Let's test our updated class to check the prices for :

USD 1000 : Exists in our dataset
USD 442 : Doesn't exist in our dataset, even as a combination

In [12]:

## Testing the created function :
inventory = Inventory('laptops.csv')

start = time.time()
print(inventory.check_promotion_dollars_fast(1000))
print(inventory.check_promotion_dollars_fast(442))
end = time.time()
time_taken = end-start

print("\033[1m" + 'The total time(seconds) taken for the query to process : ' + 
      str(time_taken) + "\033[0m")

True
False
The total time(seconds) taken for the query to process : 0.00029540061950683594

Speed comparison:¶

Now that we have both the methods, one using *lists* with the other using *sets*, let's compare their performance by using both the methods to find the same number of random prices from the dataset :

In [13]:

# To generate a random list of 100 prices:
prices = [random.randint(100,5000) for _ in range(100)]
inventory = Inventory('laptops.csv')

## Without using sets:
total_time_no_set = 0
for price in prices:
    start = time.time()
    inventory.check_promotion_dollars(price)
    end = time.time()
    total_time_no_set += (end-start)
    
## Using sets:
total_time_set = 0
for price in prices:
    start = time.time()
    inventory.check_promotion_dollars_fast(price)
    end = time.time()
    total_time_set += (end-start)

print("\033[1m" + 'Time taken(seconds) by using lists : ' + str(total_time_no_set) +"\033[0m")
print("\033[1m" + 'Time taken(seconds) by using a set: ' + str(total_time_set) +"\033[0m")
print("\033[1m" + 'Time advantage(x times) by using a set for 100 values: ' + 
      str(total_time_no_set/total_time_set) +"\033[0m")

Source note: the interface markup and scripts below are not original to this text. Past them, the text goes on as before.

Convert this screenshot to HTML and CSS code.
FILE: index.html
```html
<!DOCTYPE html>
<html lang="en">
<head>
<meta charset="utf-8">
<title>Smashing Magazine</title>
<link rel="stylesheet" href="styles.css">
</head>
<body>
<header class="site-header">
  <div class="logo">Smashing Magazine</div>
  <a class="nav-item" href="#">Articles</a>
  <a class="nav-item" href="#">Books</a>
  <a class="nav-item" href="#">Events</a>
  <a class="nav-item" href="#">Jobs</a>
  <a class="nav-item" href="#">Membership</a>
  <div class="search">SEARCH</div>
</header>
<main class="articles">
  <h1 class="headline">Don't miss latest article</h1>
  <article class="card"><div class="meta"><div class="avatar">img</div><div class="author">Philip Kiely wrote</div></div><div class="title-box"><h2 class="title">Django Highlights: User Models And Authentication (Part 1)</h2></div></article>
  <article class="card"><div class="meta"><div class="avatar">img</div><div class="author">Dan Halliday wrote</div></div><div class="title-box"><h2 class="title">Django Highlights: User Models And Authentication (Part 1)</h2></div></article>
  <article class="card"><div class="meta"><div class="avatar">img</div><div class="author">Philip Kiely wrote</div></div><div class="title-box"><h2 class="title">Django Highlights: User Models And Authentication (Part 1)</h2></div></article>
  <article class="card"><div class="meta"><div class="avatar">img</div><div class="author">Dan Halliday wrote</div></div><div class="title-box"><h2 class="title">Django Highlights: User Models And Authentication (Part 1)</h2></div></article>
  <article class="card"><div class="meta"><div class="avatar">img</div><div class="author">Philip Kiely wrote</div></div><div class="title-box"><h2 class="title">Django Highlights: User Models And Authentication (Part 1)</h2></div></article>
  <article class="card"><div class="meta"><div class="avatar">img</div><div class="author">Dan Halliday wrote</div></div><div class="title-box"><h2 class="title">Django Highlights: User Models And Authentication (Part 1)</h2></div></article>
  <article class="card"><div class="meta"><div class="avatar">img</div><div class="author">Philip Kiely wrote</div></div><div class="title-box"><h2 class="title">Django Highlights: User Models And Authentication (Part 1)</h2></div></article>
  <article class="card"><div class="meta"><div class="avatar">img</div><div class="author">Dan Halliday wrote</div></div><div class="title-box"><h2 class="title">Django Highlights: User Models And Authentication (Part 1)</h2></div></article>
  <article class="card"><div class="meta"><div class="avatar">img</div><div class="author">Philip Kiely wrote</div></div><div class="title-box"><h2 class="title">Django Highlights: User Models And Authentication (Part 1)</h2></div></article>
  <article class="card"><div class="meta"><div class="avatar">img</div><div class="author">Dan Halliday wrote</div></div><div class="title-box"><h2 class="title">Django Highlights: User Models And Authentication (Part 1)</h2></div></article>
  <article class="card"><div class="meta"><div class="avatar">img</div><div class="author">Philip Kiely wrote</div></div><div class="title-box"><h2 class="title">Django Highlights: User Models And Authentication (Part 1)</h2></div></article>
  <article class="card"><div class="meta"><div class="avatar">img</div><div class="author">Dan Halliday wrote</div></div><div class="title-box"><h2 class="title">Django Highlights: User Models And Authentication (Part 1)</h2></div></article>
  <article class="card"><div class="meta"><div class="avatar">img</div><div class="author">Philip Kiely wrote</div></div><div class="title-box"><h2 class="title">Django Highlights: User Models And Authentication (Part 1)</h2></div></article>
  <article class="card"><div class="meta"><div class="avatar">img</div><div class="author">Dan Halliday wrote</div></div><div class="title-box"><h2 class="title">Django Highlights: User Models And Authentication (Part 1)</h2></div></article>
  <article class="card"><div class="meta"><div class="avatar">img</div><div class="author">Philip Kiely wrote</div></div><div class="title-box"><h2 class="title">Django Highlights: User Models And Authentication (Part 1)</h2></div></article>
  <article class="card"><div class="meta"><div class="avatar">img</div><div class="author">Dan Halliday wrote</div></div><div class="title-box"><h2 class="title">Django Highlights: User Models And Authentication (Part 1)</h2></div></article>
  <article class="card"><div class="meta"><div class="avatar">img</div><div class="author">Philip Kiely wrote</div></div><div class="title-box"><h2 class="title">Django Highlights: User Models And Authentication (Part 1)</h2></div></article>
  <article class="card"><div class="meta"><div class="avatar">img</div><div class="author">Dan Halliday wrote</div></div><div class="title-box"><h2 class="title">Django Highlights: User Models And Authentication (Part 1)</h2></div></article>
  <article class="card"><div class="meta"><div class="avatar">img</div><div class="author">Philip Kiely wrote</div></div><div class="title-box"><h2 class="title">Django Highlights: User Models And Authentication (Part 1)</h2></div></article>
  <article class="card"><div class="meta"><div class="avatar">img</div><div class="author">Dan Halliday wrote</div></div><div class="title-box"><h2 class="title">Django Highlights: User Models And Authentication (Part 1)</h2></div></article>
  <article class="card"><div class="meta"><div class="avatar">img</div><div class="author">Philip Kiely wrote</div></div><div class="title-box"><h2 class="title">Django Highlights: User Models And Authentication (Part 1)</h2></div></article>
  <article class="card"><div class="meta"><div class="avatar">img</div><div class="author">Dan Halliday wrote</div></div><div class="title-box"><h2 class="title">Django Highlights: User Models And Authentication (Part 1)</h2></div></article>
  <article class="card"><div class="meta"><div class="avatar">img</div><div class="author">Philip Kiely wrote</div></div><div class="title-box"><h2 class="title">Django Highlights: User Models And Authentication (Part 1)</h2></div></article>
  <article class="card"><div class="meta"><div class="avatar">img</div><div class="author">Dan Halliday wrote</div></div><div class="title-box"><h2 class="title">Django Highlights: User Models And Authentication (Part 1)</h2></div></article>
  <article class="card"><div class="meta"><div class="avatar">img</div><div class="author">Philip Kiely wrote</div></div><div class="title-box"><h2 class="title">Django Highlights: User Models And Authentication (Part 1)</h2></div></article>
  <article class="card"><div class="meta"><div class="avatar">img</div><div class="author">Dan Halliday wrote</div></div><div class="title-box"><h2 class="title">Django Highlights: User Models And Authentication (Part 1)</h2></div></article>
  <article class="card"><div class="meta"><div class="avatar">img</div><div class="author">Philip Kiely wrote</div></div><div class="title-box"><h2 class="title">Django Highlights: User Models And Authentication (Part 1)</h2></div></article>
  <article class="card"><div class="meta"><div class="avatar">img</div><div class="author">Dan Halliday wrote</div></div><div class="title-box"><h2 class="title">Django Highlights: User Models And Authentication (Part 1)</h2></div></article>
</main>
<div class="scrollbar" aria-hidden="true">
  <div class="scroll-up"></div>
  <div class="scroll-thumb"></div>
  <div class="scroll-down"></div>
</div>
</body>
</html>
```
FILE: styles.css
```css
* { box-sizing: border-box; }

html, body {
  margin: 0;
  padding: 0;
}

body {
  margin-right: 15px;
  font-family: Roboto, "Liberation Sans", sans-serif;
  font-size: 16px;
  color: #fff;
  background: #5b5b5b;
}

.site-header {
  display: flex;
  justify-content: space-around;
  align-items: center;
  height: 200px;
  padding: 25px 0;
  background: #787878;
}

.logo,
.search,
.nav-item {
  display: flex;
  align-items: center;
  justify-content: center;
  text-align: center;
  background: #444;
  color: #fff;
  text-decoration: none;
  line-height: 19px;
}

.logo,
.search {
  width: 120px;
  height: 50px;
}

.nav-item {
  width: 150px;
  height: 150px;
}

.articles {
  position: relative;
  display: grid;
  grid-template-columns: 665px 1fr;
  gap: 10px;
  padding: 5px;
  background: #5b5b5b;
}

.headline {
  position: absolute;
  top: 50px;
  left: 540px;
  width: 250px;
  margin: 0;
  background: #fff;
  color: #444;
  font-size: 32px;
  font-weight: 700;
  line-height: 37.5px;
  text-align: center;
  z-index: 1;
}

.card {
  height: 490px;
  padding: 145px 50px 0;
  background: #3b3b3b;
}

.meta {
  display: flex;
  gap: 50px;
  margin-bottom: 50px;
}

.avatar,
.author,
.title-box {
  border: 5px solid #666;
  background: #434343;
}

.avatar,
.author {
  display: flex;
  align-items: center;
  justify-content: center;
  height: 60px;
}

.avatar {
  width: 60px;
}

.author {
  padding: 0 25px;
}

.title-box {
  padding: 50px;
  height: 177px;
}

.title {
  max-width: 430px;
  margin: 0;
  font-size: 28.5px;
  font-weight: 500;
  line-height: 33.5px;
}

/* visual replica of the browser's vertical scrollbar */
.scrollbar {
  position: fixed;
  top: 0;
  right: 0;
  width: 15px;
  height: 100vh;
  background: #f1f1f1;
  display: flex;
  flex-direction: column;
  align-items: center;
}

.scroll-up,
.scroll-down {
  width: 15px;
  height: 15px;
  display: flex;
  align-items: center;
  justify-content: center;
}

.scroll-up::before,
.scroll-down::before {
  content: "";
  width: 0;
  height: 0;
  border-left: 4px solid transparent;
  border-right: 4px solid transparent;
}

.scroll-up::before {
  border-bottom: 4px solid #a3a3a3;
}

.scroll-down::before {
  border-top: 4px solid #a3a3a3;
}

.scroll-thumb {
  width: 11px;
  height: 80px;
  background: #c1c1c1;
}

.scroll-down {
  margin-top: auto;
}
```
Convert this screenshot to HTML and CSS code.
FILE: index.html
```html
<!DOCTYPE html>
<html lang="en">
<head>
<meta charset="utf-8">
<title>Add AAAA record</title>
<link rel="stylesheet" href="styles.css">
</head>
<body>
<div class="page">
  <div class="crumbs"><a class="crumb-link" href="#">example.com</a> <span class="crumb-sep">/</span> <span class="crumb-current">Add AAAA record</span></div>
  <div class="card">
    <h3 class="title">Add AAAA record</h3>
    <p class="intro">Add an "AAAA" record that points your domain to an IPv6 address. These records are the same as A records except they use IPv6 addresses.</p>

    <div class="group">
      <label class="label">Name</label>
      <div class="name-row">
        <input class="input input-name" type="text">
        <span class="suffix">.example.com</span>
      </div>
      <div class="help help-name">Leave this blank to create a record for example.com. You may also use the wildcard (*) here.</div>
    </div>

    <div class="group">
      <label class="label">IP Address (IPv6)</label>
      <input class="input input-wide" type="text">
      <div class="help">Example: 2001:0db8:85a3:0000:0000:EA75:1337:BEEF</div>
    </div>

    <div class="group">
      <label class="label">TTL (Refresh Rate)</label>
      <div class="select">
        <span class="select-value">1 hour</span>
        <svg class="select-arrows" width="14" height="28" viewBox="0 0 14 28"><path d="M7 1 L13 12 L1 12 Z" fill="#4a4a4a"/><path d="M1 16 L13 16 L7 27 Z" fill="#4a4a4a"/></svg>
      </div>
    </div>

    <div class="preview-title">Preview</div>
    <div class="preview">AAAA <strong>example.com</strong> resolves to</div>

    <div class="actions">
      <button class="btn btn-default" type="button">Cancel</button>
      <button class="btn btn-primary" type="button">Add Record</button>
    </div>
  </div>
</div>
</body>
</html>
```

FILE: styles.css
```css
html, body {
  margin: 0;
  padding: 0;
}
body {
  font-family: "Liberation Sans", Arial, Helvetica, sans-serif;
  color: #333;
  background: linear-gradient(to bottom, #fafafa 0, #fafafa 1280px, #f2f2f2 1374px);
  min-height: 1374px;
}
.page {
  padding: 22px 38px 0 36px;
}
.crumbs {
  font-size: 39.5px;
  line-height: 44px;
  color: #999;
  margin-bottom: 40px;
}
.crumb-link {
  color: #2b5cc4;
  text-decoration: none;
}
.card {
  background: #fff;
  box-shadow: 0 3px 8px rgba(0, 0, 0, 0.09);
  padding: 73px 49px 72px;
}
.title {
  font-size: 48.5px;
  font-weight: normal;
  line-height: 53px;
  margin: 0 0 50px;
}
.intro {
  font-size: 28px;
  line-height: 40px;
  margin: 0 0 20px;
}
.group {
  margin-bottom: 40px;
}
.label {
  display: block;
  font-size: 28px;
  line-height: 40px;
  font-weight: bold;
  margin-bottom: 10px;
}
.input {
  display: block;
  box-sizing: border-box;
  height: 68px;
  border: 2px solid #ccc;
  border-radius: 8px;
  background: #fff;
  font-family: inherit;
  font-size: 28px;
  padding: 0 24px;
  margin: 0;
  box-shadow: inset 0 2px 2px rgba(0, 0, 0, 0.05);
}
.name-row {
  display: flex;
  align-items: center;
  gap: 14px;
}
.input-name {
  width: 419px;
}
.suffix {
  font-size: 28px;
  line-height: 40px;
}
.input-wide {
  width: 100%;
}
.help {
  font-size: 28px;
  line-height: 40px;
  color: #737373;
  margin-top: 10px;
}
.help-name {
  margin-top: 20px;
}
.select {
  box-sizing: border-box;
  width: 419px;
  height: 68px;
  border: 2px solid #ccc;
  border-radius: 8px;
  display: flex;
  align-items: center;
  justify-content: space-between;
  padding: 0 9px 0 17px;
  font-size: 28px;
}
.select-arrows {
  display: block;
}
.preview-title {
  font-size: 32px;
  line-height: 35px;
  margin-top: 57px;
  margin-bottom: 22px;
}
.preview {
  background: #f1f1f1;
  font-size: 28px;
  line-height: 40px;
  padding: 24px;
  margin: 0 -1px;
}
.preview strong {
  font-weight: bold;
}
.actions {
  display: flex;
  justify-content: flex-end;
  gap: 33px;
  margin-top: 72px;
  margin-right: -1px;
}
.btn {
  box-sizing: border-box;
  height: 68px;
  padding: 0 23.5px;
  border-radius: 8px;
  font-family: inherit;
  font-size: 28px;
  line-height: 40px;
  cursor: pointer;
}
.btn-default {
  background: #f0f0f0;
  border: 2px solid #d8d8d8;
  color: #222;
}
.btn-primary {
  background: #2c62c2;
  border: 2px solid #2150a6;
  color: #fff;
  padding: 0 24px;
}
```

Time taken(seconds) by using lists : 1.308384895324707
Time taken(seconds) by using a set: 0.0005381107330322266
Time advantage(x times) by using a set for 100 values: 2431.441736818786

AIM :¶

In the Inventory class writing a function that, given a dollar amount, returns the number of laptops with price equal to or less than the given price.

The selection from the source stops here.